▼

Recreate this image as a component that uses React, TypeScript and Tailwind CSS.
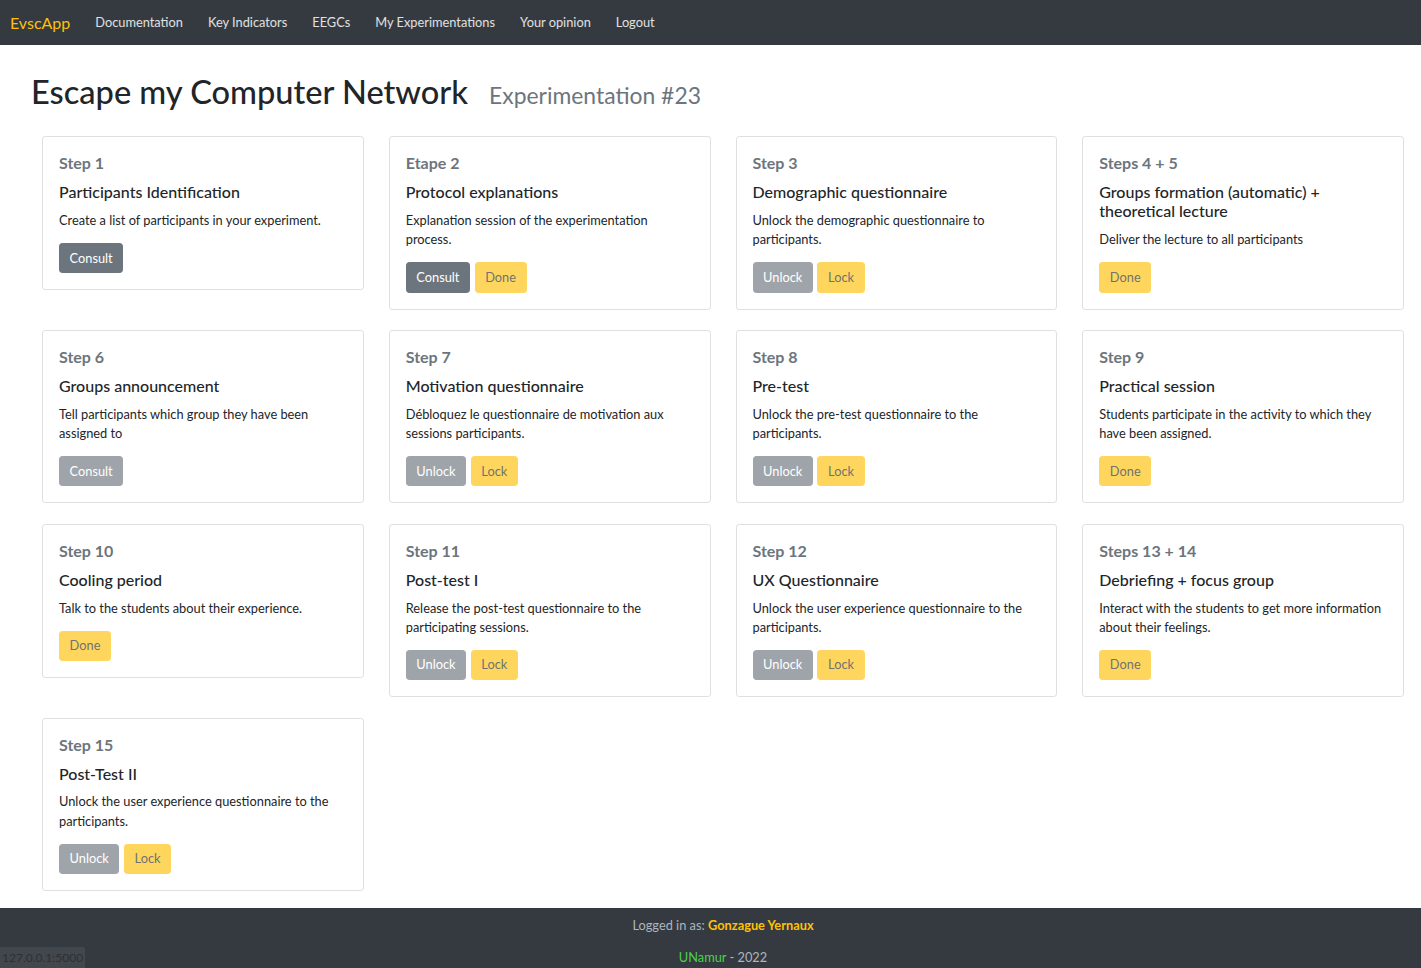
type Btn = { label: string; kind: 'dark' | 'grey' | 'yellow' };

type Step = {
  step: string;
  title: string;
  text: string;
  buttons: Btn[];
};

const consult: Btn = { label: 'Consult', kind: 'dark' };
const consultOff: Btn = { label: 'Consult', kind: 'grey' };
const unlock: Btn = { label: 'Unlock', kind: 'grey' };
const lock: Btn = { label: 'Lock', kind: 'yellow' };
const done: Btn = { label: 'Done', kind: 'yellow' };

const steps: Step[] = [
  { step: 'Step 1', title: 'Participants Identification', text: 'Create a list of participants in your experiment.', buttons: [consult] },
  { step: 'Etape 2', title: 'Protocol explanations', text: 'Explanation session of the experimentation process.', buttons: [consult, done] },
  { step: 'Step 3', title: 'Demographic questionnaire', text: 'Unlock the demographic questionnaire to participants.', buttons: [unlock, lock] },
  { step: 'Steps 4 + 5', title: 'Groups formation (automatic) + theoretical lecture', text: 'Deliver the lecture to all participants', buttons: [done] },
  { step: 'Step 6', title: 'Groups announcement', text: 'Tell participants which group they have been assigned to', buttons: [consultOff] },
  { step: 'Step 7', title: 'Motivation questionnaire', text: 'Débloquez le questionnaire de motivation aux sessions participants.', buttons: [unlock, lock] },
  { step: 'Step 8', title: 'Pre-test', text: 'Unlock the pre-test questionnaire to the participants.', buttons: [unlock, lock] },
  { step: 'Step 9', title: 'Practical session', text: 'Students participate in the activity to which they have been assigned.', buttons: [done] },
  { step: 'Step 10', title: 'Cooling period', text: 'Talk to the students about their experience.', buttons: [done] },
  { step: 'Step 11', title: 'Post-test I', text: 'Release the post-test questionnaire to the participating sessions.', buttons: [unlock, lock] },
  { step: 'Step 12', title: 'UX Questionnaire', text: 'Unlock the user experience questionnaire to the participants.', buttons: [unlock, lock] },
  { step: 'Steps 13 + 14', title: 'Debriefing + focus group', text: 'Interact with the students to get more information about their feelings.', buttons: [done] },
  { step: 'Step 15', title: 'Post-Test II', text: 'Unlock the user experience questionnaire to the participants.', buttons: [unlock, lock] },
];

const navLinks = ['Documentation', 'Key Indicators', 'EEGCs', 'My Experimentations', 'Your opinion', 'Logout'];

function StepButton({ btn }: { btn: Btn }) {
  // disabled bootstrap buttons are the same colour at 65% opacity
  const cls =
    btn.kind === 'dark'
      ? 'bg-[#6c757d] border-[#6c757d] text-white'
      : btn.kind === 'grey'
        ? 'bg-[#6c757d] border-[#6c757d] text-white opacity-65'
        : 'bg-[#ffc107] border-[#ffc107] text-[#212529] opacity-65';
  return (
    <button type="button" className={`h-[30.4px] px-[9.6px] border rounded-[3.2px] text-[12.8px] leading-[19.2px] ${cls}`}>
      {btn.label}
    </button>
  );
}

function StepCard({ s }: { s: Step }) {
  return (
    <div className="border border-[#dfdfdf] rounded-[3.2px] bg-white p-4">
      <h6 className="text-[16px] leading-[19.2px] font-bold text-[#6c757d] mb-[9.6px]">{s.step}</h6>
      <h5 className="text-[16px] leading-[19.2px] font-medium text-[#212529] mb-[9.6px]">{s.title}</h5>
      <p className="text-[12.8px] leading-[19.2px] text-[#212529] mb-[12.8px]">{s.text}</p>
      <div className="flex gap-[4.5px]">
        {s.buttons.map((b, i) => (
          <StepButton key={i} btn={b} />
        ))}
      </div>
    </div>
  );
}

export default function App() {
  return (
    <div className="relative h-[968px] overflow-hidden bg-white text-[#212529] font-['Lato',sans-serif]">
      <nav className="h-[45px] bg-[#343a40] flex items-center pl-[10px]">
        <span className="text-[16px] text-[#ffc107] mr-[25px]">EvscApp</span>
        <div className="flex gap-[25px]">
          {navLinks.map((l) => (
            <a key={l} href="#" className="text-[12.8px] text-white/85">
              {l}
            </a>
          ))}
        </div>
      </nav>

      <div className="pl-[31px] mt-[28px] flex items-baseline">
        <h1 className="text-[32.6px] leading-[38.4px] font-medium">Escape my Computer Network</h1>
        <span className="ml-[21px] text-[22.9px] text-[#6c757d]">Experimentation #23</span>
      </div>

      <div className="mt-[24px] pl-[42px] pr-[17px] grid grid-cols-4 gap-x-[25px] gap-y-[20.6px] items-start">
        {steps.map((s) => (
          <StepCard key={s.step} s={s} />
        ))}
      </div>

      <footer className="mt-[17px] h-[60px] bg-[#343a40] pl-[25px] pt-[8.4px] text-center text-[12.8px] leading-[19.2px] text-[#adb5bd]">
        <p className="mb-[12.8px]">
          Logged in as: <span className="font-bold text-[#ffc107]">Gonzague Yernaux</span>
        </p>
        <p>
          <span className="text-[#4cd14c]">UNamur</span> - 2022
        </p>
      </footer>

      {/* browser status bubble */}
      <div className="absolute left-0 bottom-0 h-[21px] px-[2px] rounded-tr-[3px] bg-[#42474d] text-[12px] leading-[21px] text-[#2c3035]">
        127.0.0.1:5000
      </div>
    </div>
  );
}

▲

=== Stated exercise ===
Write out exactly the opening lines of the data, stopping after the line that holds "const done: Btn". Exclude pictures.

=== Result ===
Recreate this image as a component that uses React, TypeScript and Tailwind CSS.
type Btn = { label: string; kind: 'dark' | 'grey' | 'yellow' };

type Step = {
  step: string;
  title: string;
  text: string;
  buttons: Btn[];
};

const consult: Btn = { label: 'Consult', kind: 'dark' };
const consultOff: Btn = { label: 'Consult', kind: 'grey' };
const unlock: Btn = { label: 'Unlock', kind: 'grey' };
const lock: Btn = { label: 'Lock', kind: 'yellow' };
const done: Btn = { label: 'Done', kind: 'yellow' };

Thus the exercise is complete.